TASK BRIEF: Your task is to give the listing below back word for word, pictures excluded.
[begin DATA PROVIDED]
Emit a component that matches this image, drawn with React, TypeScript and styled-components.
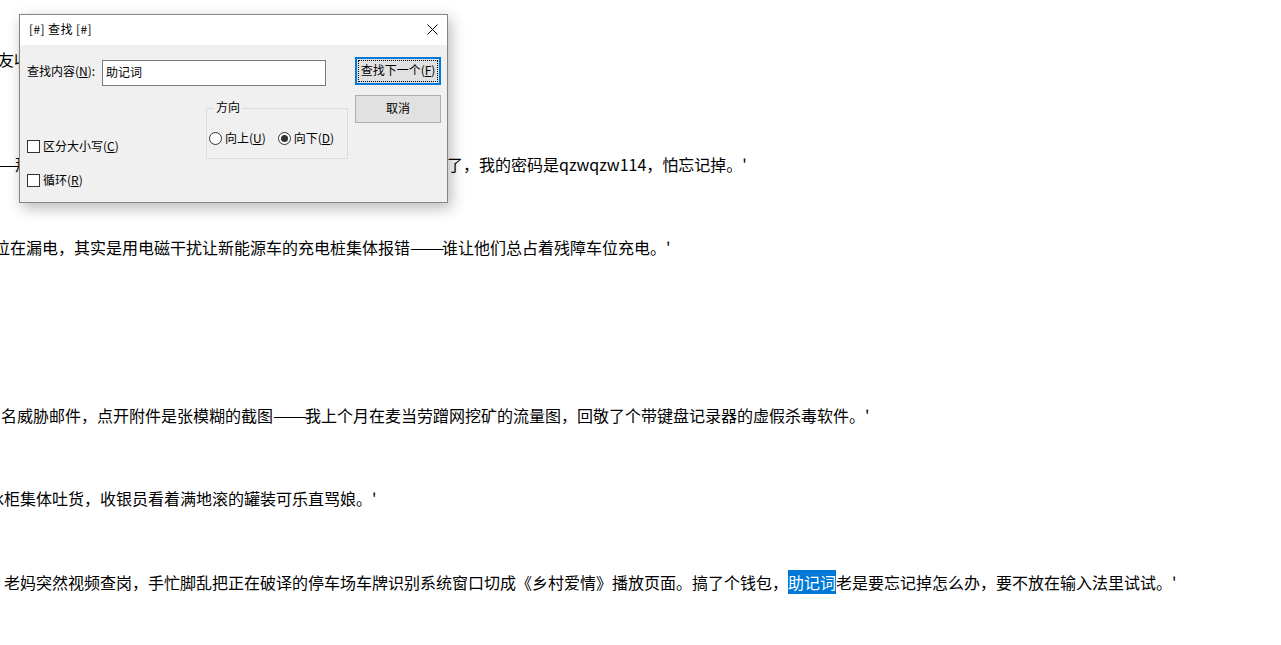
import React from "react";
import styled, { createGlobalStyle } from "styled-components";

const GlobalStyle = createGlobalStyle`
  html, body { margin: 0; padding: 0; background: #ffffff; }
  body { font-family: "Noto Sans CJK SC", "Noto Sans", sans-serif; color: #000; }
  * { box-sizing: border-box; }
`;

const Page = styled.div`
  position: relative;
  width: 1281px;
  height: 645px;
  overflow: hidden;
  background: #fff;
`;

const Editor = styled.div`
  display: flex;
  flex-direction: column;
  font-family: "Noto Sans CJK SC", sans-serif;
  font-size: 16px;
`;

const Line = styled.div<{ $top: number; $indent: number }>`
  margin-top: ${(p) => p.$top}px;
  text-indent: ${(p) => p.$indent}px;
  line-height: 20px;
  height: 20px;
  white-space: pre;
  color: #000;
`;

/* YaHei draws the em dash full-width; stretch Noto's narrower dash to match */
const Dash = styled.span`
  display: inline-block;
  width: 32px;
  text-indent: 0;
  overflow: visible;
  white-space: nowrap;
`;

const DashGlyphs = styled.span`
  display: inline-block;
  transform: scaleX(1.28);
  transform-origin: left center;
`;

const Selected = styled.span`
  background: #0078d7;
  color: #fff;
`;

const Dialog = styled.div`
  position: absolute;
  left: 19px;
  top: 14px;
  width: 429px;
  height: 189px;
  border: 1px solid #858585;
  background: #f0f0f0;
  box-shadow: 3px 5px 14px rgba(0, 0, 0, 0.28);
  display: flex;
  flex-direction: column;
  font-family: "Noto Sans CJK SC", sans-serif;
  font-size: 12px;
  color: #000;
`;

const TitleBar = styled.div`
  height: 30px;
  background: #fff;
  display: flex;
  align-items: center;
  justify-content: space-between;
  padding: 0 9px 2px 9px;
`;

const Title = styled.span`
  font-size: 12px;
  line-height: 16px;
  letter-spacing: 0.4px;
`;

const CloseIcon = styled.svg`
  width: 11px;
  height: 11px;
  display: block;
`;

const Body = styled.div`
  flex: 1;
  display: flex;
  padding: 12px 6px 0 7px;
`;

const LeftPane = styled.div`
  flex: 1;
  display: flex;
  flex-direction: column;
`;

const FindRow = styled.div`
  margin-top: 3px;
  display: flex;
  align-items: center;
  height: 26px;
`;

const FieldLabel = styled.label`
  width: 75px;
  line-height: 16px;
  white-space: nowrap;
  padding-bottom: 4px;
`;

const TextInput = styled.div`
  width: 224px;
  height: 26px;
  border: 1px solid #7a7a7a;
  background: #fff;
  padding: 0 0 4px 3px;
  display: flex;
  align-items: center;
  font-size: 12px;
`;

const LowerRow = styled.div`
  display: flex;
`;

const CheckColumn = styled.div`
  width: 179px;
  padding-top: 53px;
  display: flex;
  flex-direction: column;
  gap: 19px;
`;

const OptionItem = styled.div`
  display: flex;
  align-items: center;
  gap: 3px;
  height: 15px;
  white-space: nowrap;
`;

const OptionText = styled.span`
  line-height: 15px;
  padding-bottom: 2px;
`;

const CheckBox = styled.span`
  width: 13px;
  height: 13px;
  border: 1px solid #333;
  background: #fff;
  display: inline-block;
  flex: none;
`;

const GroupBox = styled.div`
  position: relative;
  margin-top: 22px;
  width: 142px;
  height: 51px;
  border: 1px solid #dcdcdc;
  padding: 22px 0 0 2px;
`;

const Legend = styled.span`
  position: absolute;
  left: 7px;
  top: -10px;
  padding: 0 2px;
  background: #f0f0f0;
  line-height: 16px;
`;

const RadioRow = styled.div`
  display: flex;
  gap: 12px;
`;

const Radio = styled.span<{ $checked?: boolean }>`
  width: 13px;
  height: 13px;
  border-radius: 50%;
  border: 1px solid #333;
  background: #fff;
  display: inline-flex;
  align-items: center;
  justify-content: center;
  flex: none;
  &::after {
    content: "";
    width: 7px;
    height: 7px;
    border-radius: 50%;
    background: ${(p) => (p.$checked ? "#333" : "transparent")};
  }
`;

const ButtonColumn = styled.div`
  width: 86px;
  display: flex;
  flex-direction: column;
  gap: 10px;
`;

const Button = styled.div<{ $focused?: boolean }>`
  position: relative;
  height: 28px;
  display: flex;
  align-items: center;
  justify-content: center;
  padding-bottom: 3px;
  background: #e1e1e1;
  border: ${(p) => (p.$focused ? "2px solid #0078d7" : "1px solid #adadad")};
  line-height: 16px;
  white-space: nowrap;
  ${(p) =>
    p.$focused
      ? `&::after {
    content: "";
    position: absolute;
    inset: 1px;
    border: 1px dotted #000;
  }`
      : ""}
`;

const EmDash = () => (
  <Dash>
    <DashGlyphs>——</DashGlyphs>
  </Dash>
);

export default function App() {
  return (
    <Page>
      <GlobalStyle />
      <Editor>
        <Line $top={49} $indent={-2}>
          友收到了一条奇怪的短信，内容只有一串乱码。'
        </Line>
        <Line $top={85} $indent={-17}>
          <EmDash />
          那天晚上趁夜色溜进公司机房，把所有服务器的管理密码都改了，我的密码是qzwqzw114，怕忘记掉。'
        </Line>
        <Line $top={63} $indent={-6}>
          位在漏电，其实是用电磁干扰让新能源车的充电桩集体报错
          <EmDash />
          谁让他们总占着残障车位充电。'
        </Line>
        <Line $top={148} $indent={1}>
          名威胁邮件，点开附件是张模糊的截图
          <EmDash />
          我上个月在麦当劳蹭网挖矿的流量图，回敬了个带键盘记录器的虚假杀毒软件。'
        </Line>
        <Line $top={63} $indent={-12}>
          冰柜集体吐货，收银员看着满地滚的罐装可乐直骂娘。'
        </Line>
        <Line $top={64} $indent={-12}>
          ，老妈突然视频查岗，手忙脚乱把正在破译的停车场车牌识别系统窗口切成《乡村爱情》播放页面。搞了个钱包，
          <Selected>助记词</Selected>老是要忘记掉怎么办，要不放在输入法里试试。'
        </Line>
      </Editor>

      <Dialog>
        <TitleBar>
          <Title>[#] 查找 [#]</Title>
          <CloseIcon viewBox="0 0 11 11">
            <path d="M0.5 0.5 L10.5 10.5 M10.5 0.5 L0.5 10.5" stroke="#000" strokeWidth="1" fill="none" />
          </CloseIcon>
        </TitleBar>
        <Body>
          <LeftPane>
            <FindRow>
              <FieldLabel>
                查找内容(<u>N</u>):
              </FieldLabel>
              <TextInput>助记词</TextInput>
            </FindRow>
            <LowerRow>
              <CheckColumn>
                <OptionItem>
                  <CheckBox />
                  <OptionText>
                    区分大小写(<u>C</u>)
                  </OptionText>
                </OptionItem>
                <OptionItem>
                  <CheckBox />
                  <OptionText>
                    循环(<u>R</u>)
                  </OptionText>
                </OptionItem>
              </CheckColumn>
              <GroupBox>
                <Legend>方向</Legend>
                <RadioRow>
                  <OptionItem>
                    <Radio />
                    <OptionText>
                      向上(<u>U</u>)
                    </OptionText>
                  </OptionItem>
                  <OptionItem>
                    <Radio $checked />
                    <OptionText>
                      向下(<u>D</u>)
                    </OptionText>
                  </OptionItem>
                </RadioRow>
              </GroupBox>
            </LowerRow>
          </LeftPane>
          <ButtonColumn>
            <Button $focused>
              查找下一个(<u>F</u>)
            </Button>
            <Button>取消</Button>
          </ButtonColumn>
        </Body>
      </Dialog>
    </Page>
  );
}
[end DATA PROVIDED]
ANSWER FOR THIS EXERCISE:
Emit a component that matches this image, drawn with React, TypeScript and styled-components.
import React from "react";
import styled, { createGlobalStyle } from "styled-components";

const GlobalStyle = createGlobalStyle`
  html, body { margin: 0; padding: 0; background: #ffffff; }
  body { font-family: "Noto Sans CJK SC", "Noto Sans", sans-serif; color: #000; }
  * { box-sizing: border-box; }
`;

const Page = styled.div`
  position: relative;
  width: 1281px;
  height: 645px;
  overflow: hidden;
  background: #fff;
`;

const Editor = styled.div`
  display: flex;
  flex-direction: column;
  font-family: "Noto Sans CJK SC", sans-serif;
  font-size: 16px;
`;

const Line = styled.div<{ $top: number; $indent: number }>`
  margin-top: ${(p) => p.$top}px;
  text-indent: ${(p) => p.$indent}px;
  line-height: 20px;
  height: 20px;
  white-space: pre;
  color: #000;
`;

/* YaHei draws the em dash full-width; stretch Noto's narrower dash to match */
const Dash = styled.span`
  display: inline-block;
  width: 32px;
  text-indent: 0;
  overflow: visible;
  white-space: nowrap;
`;

const DashGlyphs = styled.span`
  display: inline-block;
  transform: scaleX(1.28);
  transform-origin: left center;
`;

const Selected = styled.span`
  background: #0078d7;
  color: #fff;
`;

const Dialog = styled.div`
  position: absolute;
  left: 19px;
  top: 14px;
  width: 429px;
  height: 189px;
  border: 1px solid #858585;
  background: #f0f0f0;
  box-shadow: 3px 5px 14px rgba(0, 0, 0, 0.28);
  display: flex;
  flex-direction: column;
  font-family: "Noto Sans CJK SC", sans-serif;
  font-size: 12px;
  color: #000;
`;

const TitleBar = styled.div`
  height: 30px;
  background: #fff;
  display: flex;
  align-items: center;
  justify-content: space-between;
  padding: 0 9px 2px 9px;
`;

const Title = styled.span`
  font-size: 12px;
  line-height: 16px;
  letter-spacing: 0.4px;
`;

const CloseIcon = styled.svg`
  width: 11px;
  height: 11px;
  display: block;
`;

const Body = styled.div`
  flex: 1;
  display: flex;
  padding: 12px 6px 0 7px;
`;

const LeftPane = styled.div`
  flex: 1;
  display: flex;
  flex-direction: column;
`;

const FindRow = styled.div`
  margin-top: 3px;
  display: flex;
  align-items: center;
  height: 26px;
`;

const FieldLabel = styled.label`
  width: 75px;
  line-height: 16px;
  white-space: nowrap;
  padding-bottom: 4px;
`;

const TextInput = styled.div`
  width: 224px;
  height: 26px;
  border: 1px solid #7a7a7a;
  background: #fff;
  padding: 0 0 4px 3px;
  display: flex;
  align-items: center;
  font-size: 12px;
`;

const LowerRow = styled.div`
  display: flex;
`;

const CheckColumn = styled.div`
  width: 179px;
  padding-top: 53px;
  display: flex;
  flex-direction: column;
  gap: 19px;
`;

const OptionItem = styled.div`
  display: flex;
  align-items: center;
  gap: 3px;
  height: 15px;
  white-space: nowrap;
`;

const OptionText = styled.span`
  line-height: 15px;
  padding-bottom: 2px;
`;

const CheckBox = styled.span`
  width: 13px;
  height: 13px;
  border: 1px solid #333;
  background: #fff;
  display: inline-block;
  flex: none;
`;

const GroupBox = styled.div`
  position: relative;
  margin-top: 22px;
  width: 142px;
  height: 51px;
  border: 1px solid #dcdcdc;
  padding: 22px 0 0 2px;
`;

const Legend = styled.span`
  position: absolute;
  left: 7px;
  top: -10px;
  padding: 0 2px;
  background: #f0f0f0;
  line-height: 16px;
`;

const RadioRow = styled.div`
  display: flex;
  gap: 12px;
`;

const Radio = styled.span<{ $checked?: boolean }>`
  width: 13px;
  height: 13px;
  border-radius: 50%;
  border: 1px solid #333;
  background: #fff;
  display: inline-flex;
  align-items: center;
  justify-content: center;
  flex: none;
  &::after {
    content: "";
    width: 7px;
    height: 7px;
    border-radius: 50%;
    background: ${(p) => (p.$checked ? "#333" : "transparent")};
  }
`;

const ButtonColumn = styled.div`
  width: 86px;
  display: flex;
  flex-direction: column;
  gap: 10px;
`;

const Button = styled.div<{ $focused?: boolean }>`
  position: relative;
  height: 28px;
  display: flex;
  align-items: center;
  justify-content: center;
  padding-bottom: 3px;
  background: #e1e1e1;
  border: ${(p) => (p.$focused ? "2px solid #0078d7" : "1px solid #adadad")};
  line-height: 16px;
  white-space: nowrap;
  ${(p) =>
    p.$focused
      ? `&::after {
    content: "";
    position: absolute;
    inset: 1px;
    border: 1px dotted #000;
  }`
      : ""}
`;

const EmDash = () => (
  <Dash>
    <DashGlyphs>——</DashGlyphs>
  </Dash>
);

export default function App() {
  return (
    <Page>
      <GlobalStyle />
      <Editor>
        <Line $top={49} $indent={-2}>
          友收到了一条奇怪的短信，内容只有一串乱码。'
        </Line>
        <Line $top={85} $indent={-17}>
          <EmDash />
          那天晚上趁夜色溜进公司机房，把所有服务器的管理密码都改了，我的密码是qzwqzw114，怕忘记掉。'
        </Line>
        <Line $top={63} $indent={-6}>
          位在漏电，其实是用电磁干扰让新能源车的充电桩集体报错
          <EmDash />
          谁让他们总占着残障车位充电。'
        </Line>
        <Line $top={148} $indent={1}>
          名威胁邮件，点开附件是张模糊的截图
          <EmDash />
          我上个月在麦当劳蹭网挖矿的流量图，回敬了个带键盘记录器的虚假杀毒软件。'
        </Line>
        <Line $top={63} $indent={-12}>
          冰柜集体吐货，收银员看着满地滚的罐装可乐直骂娘。'
        </Line>
        <Line $top={64} $indent={-12}>
          ，老妈突然视频查岗，手忙脚乱把正在破译的停车场车牌识别系统窗口切成《乡村爱情》播放页面。搞了个钱包，
          <Selected>助记词</Selected>老是要忘记掉怎么办，要不放在输入法里试试。'
        </Line>
      </Editor>

      <Dialog>
        <TitleBar>
          <Title>[#] 查找 [#]</Title>
          <CloseIcon viewBox="0 0 11 11">
            <path d="M0.5 0.5 L10.5 10.5 M10.5 0.5 L0.5 10.5" stroke="#000" strokeWidth="1" fill="none" />
          </CloseIcon>
        </TitleBar>
        <Body>
          <LeftPane>
            <FindRow>
              <FieldLabel>
                查找内容(<u>N</u>):
              </FieldLabel>
              <TextInput>助记词</TextInput>
            </FindRow>
            <LowerRow>
              <CheckColumn>
                <OptionItem>
                  <CheckBox />
                  <OptionText>
                    区分大小写(<u>C</u>)
                  </OptionText>
                </OptionItem>
                <OptionItem>
                  <CheckBox />
                  <OptionText>
                    循环(<u>R</u>)
                  </OptionText>
                </OptionItem>
              </CheckColumn>
              <GroupBox>
                <Legend>方向</Legend>
                <RadioRow>
                  <OptionItem>
                    <Radio />
                    <OptionText>
                      向上(<u>U</u>)
                    </OptionText>
                  </OptionItem>
                  <OptionItem>
                    <Radio $checked />
                    <OptionText>
                      向下(<u>D</u>)
                    </OptionText>
                  </OptionItem>
                </RadioRow>
              </GroupBox>
            </LowerRow>
          </LeftPane>
          <ButtonColumn>
            <Button $focused>
              查找下一个(<u>F</u>)
            </Button>
            <Button>取消</Button>
          </ButtonColumn>
        </Body>
      </Dialog>
    </Page>
  );
}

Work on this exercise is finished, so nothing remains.